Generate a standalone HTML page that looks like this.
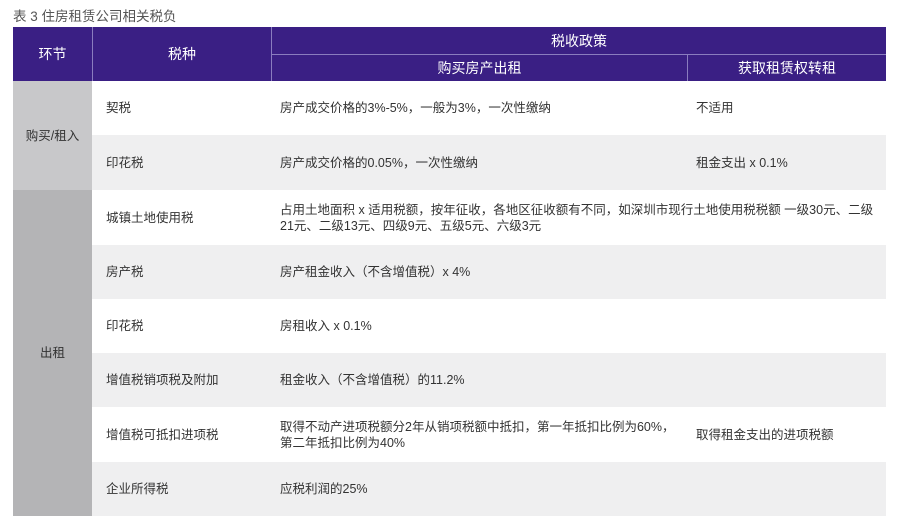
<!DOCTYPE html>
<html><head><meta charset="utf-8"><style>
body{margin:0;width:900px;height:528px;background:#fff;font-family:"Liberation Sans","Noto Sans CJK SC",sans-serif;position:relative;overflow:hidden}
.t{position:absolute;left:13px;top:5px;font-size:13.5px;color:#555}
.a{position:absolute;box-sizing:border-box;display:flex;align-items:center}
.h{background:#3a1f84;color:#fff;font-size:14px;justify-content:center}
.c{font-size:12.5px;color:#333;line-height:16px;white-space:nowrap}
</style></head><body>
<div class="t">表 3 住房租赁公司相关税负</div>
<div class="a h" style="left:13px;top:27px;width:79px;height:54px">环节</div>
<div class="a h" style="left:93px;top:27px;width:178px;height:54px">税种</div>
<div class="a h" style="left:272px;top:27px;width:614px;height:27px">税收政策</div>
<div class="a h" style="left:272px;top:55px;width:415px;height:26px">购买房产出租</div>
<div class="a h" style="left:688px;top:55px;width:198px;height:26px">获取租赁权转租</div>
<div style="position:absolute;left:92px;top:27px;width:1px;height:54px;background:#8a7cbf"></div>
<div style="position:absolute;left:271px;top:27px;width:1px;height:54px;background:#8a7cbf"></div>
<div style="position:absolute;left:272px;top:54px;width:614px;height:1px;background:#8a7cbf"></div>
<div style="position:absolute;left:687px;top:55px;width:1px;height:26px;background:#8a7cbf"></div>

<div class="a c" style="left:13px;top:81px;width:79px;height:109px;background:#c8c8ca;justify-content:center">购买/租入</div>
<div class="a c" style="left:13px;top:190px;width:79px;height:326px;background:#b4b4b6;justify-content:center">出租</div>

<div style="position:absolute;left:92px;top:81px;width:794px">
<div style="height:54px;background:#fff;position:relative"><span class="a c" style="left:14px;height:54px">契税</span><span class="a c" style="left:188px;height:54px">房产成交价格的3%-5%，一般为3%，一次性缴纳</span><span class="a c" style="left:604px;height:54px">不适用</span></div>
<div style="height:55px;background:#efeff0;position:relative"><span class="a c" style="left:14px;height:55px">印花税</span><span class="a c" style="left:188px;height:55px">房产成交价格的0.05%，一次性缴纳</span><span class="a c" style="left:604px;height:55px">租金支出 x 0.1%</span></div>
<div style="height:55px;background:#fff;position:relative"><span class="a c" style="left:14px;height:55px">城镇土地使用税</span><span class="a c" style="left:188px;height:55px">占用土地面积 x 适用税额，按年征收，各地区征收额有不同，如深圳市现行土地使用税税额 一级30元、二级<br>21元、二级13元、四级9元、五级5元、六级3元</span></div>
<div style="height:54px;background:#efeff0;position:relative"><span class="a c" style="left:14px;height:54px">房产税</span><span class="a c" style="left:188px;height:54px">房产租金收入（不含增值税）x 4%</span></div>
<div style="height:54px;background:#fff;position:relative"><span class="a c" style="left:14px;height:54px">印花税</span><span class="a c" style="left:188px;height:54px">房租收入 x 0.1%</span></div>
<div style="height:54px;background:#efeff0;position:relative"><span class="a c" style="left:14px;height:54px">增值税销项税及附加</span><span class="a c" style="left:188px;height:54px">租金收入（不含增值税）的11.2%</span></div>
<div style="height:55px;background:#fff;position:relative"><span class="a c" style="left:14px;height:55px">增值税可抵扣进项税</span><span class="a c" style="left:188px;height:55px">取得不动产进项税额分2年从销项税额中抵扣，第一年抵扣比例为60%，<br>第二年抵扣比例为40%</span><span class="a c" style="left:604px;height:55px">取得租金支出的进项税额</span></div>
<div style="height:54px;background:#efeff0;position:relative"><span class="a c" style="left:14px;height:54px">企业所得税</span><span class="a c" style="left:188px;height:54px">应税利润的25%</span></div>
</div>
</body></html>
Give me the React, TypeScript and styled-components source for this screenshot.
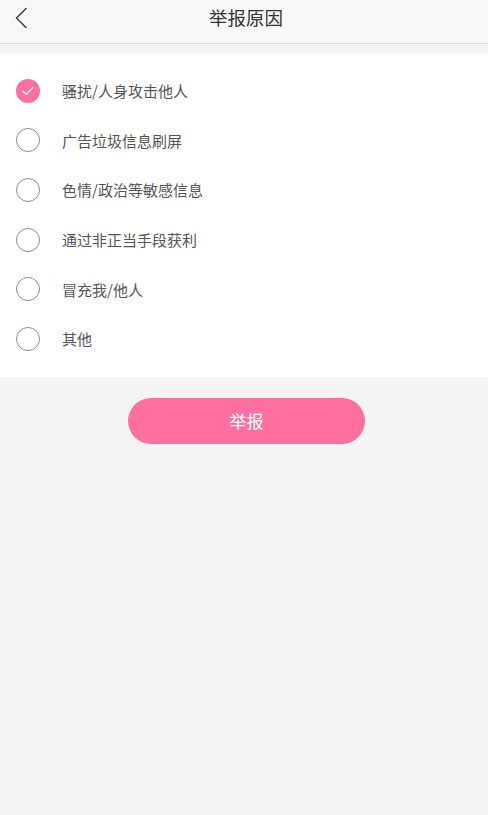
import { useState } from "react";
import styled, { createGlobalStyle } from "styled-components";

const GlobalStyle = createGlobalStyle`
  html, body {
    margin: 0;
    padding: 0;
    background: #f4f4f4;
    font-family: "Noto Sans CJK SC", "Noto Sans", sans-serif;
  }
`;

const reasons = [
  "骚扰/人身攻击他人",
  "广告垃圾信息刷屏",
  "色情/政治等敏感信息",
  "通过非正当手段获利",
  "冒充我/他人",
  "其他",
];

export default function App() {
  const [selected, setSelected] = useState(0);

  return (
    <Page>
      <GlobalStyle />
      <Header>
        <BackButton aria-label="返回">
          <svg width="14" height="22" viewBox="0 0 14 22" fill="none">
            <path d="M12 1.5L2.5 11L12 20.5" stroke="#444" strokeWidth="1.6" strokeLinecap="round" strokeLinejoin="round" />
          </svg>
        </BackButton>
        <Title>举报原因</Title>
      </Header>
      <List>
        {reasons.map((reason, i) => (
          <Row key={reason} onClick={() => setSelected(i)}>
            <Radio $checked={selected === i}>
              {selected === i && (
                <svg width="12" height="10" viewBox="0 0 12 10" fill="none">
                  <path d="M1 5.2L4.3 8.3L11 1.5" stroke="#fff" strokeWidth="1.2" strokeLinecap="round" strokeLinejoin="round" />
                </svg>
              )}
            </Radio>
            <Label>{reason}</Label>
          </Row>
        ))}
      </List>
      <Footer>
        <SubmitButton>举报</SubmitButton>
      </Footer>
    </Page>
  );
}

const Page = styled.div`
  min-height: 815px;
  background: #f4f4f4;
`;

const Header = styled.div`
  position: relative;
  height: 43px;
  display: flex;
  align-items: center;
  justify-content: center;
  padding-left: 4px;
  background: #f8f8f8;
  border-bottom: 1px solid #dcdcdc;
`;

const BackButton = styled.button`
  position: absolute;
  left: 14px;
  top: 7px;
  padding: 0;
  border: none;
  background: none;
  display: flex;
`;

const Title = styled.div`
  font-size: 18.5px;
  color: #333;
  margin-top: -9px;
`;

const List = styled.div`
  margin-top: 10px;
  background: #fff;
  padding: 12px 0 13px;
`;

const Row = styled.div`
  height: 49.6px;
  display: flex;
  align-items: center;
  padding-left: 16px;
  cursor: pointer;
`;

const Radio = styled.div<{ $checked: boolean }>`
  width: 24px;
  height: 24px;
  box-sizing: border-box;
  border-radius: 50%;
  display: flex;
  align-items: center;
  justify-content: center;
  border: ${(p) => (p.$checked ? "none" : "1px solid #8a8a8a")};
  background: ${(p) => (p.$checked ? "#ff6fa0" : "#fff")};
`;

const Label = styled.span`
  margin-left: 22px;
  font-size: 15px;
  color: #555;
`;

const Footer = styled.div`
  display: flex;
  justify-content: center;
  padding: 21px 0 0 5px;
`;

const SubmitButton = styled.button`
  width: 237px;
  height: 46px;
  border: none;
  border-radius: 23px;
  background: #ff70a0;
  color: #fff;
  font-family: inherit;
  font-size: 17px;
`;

* * *

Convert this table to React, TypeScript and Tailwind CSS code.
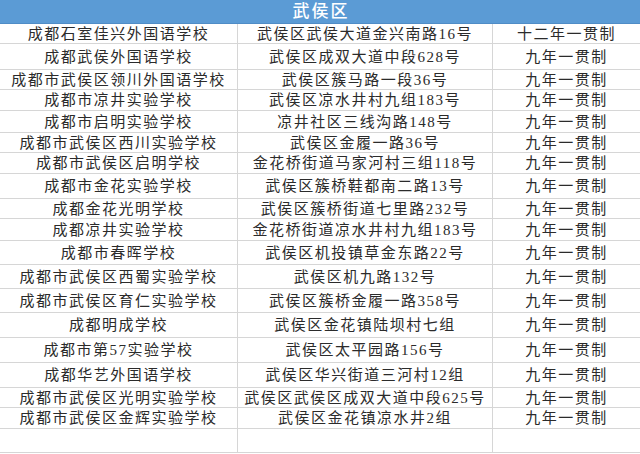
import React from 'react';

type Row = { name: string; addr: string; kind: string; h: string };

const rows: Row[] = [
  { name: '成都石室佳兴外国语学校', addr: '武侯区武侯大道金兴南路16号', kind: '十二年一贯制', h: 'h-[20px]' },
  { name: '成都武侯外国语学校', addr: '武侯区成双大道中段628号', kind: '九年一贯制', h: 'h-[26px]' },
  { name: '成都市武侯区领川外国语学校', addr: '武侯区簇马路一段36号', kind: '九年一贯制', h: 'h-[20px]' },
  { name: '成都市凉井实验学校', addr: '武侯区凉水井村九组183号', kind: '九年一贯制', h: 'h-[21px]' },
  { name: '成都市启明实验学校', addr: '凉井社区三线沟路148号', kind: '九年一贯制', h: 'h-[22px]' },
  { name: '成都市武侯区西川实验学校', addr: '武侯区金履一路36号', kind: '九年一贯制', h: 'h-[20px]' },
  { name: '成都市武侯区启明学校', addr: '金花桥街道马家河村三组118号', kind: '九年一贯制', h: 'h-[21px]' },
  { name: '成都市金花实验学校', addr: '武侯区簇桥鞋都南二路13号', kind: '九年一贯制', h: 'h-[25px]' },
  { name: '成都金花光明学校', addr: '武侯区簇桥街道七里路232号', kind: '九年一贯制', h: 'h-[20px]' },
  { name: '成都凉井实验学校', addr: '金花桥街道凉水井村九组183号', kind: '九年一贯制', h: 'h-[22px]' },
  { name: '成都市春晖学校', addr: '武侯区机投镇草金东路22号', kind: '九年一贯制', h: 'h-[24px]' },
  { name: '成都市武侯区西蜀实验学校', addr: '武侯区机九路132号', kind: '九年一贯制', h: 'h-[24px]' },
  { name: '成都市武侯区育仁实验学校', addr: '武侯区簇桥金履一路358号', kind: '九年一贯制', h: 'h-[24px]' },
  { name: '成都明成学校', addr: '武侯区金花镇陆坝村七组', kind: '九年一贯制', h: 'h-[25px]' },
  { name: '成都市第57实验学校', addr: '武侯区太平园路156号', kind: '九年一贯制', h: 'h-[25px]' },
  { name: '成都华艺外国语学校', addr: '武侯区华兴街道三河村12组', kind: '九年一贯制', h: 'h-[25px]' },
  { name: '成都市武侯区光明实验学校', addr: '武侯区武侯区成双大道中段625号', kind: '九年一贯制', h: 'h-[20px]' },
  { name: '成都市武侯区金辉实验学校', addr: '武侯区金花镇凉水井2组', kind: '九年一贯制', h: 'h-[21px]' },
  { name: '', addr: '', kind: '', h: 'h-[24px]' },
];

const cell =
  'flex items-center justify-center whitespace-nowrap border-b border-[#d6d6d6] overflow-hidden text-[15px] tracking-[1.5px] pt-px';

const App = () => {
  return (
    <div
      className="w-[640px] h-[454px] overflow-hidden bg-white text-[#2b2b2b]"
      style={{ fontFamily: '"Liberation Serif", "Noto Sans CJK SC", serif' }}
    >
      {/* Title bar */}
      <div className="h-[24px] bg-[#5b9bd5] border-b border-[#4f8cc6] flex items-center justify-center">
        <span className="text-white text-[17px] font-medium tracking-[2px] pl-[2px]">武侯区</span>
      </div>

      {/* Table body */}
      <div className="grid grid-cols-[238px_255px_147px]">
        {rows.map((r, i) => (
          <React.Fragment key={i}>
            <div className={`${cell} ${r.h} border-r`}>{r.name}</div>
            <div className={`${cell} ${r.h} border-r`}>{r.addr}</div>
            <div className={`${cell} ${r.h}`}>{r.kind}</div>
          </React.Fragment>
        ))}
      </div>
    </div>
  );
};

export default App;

==

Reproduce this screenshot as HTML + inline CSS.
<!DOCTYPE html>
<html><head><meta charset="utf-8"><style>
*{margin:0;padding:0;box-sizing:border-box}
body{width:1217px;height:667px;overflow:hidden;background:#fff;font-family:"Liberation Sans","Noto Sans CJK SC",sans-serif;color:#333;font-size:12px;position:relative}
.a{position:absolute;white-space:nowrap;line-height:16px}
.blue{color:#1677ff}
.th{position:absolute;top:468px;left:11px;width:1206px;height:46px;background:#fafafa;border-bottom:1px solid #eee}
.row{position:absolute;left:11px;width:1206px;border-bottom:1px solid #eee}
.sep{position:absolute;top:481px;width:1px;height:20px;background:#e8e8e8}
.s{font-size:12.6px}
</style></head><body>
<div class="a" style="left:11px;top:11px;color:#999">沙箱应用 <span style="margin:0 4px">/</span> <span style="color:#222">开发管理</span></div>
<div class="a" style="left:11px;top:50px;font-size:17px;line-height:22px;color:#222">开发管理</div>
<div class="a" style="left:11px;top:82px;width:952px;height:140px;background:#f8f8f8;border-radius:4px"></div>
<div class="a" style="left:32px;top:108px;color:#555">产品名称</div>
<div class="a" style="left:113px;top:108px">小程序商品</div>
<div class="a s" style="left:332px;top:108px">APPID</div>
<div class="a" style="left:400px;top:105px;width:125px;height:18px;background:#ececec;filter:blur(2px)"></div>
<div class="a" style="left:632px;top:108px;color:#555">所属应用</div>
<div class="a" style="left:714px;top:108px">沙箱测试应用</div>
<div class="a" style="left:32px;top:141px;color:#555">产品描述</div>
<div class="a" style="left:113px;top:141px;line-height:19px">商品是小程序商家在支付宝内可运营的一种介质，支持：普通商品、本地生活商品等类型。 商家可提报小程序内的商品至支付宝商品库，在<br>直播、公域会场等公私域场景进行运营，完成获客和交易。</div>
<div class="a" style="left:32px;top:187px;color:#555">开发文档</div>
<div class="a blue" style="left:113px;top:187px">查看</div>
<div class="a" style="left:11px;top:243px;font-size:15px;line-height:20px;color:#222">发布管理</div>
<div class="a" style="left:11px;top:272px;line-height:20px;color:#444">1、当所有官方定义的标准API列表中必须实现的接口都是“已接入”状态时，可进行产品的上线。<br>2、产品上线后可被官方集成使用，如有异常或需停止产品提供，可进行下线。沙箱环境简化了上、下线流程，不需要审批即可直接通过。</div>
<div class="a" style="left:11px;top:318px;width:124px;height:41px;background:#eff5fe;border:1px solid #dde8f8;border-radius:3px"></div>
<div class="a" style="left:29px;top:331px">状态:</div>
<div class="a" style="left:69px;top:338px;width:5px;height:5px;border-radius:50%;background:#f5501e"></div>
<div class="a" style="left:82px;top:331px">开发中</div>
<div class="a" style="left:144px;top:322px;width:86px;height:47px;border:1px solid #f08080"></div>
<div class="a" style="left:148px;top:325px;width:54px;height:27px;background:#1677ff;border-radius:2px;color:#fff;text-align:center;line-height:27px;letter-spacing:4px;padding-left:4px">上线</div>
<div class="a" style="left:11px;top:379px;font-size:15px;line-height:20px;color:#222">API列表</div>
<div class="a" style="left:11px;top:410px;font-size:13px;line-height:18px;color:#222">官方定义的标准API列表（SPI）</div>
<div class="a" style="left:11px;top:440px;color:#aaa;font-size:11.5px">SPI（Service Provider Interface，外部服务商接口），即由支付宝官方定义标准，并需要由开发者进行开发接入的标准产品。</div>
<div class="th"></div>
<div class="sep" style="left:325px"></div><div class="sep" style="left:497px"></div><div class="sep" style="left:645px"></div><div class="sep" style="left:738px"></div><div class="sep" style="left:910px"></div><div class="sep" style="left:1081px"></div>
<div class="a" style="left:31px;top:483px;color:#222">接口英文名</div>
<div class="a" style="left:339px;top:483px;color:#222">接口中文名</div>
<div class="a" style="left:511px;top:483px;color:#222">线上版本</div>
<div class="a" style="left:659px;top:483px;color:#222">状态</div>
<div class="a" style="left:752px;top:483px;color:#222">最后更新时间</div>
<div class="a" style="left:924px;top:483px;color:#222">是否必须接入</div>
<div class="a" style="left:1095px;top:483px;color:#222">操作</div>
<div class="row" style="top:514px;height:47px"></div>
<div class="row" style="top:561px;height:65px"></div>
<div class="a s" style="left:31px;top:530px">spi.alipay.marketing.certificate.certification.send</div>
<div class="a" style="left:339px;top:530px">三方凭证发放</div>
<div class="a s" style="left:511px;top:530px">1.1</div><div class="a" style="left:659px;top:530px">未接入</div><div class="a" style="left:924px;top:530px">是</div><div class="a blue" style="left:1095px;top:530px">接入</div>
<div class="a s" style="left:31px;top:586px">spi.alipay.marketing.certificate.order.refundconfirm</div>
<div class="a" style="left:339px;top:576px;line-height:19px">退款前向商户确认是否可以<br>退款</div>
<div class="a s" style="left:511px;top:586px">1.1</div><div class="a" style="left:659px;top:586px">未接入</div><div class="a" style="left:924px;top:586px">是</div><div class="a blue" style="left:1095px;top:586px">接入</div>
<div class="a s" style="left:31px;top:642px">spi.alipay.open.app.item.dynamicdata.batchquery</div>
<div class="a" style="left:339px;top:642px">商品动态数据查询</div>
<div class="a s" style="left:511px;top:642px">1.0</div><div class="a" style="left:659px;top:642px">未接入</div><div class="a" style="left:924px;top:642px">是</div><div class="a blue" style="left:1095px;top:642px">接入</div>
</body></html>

▸ **WHAT IS ASKED**
Skip all pictures. Retype exactly the span whose first line is the one with "Give me the" and whose last line is the one with "const [selected, setSelected]".

▸ **RESPONSE FOR THIS EXERCISE**
Give me the React, TypeScript and styled-components source for this screenshot.
import { useState } from "react";
import styled, { createGlobalStyle } from "styled-components";

const GlobalStyle = createGlobalStyle`
  html, body {
    margin: 0;
    padding: 0;
    background: #f4f4f4;
    font-family: "Noto Sans CJK SC", "Noto Sans", sans-serif;
  }
`;

const reasons = [
  "骚扰/人身攻击他人",
  "广告垃圾信息刷屏",
  "色情/政治等敏感信息",
  "通过非正当手段获利",
  "冒充我/他人",
  "其他",
];

export default function App() {
  const [selected, setSelected] = useState(0);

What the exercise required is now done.